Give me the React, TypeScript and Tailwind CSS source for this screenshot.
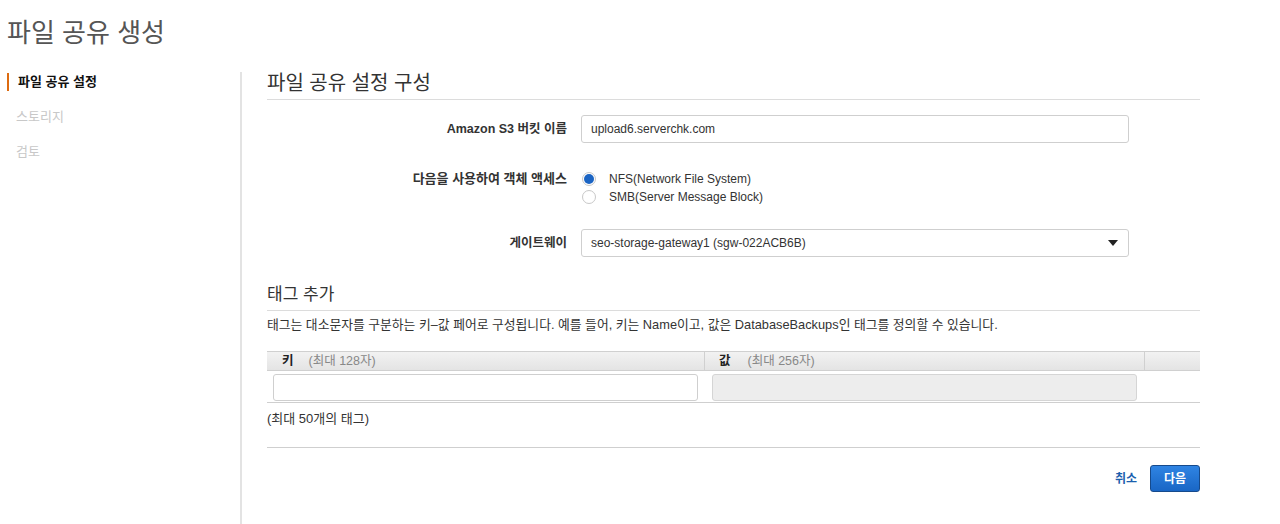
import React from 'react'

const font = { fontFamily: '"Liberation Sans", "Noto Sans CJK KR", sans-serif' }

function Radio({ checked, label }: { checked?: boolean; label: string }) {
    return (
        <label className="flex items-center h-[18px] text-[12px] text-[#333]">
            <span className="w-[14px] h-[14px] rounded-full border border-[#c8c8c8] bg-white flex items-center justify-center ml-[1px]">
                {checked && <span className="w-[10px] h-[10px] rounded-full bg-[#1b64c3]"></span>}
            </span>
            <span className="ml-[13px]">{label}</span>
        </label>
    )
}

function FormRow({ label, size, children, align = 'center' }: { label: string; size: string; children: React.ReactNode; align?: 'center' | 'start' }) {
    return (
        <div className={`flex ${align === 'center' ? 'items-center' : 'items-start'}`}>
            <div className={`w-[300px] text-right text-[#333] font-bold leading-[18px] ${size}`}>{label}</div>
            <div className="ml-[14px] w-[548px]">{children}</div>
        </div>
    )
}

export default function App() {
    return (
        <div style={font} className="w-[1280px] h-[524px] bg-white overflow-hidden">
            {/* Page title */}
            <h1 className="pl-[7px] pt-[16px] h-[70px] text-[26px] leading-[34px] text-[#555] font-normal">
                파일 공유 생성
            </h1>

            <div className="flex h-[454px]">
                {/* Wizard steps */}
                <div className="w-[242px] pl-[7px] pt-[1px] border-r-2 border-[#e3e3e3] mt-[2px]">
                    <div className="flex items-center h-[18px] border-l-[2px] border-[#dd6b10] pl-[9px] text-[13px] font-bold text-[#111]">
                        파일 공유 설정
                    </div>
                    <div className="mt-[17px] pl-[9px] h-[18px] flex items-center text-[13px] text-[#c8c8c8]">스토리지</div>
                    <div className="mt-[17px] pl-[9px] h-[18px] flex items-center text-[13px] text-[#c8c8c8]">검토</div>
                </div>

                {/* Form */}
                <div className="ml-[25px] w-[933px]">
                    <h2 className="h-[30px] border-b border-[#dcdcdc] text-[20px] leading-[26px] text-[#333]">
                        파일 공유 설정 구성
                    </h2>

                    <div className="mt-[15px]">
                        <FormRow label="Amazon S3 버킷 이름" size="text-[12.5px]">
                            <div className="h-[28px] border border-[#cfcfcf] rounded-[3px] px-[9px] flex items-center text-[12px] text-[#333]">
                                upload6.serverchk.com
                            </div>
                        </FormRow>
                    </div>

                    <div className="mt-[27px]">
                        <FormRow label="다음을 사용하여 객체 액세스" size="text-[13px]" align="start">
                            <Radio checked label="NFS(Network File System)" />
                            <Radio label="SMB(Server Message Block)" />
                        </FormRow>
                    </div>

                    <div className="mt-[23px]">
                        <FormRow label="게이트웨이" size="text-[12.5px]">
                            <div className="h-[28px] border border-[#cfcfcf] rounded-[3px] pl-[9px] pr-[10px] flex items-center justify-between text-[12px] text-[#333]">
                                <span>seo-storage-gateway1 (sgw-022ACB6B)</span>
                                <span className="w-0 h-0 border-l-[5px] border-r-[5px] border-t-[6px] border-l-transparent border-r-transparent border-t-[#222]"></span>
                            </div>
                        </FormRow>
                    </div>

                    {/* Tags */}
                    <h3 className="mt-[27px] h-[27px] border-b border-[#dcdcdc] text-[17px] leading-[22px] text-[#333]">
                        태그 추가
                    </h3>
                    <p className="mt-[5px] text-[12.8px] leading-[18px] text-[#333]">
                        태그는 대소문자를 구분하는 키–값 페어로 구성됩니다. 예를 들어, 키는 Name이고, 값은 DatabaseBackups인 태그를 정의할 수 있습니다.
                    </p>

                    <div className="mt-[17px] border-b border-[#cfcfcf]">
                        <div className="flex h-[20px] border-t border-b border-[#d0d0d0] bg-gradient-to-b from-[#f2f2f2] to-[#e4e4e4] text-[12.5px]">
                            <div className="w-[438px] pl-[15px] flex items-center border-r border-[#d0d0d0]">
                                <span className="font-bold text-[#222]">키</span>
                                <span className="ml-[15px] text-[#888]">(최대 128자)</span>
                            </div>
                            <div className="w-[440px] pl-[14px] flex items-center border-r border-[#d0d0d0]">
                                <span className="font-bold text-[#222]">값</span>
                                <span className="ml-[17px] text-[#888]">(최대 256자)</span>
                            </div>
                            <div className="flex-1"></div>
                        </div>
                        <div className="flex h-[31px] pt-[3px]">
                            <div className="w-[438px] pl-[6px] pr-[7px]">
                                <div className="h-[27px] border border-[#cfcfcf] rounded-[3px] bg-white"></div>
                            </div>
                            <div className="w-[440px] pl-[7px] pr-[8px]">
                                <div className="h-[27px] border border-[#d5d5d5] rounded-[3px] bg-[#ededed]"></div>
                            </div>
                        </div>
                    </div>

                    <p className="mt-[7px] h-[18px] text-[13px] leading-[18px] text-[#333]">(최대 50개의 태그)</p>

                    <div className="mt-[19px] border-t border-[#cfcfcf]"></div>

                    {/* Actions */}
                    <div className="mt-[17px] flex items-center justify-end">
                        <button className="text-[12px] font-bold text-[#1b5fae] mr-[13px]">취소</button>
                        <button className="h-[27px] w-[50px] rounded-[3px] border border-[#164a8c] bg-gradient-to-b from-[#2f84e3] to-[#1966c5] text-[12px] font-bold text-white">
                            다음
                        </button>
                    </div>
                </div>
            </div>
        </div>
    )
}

================================

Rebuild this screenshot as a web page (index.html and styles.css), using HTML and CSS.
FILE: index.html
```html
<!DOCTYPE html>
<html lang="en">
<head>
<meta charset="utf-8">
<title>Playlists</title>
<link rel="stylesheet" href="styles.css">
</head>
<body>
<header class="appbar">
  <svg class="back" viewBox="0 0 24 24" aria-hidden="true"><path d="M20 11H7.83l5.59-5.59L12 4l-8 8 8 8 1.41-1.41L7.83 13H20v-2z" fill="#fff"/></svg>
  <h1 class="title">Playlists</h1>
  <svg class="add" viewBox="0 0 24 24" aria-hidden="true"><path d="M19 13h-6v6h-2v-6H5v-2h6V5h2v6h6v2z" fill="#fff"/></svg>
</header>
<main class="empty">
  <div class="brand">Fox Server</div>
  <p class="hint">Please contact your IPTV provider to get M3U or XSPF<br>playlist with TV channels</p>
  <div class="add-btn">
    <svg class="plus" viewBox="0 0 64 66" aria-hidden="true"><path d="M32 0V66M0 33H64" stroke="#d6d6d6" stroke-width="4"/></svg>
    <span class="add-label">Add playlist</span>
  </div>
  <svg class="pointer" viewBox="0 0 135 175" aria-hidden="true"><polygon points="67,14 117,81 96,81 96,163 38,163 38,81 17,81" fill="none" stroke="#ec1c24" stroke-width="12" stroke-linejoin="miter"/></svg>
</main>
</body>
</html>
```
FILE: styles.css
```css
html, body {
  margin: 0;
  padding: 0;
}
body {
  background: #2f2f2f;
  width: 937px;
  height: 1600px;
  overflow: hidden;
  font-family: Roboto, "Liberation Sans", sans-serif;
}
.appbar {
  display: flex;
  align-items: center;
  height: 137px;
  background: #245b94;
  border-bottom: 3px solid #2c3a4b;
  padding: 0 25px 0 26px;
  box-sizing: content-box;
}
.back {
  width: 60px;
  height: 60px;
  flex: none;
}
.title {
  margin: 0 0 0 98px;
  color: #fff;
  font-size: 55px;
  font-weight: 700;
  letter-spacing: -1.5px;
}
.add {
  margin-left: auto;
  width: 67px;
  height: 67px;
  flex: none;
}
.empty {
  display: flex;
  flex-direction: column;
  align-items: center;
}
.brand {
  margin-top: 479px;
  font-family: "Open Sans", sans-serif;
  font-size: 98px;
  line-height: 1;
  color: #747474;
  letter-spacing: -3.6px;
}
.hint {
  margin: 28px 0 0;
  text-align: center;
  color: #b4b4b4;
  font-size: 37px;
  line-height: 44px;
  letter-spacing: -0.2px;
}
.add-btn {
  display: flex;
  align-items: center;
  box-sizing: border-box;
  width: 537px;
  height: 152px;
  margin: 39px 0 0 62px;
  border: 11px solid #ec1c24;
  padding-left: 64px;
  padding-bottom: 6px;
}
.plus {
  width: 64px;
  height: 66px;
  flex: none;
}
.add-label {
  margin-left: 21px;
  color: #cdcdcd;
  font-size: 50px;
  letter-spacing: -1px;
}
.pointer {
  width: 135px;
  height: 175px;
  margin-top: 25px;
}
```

================================

● THE PROBLEM: In the records, locate each line holding the string "styles" and copy it.

● EXERCISE RESULT:
Rebuild this screenshot as a web page (index.html and styles.css), using HTML and CSS.
<link rel="stylesheet" href="styles.css">
FILE: styles.css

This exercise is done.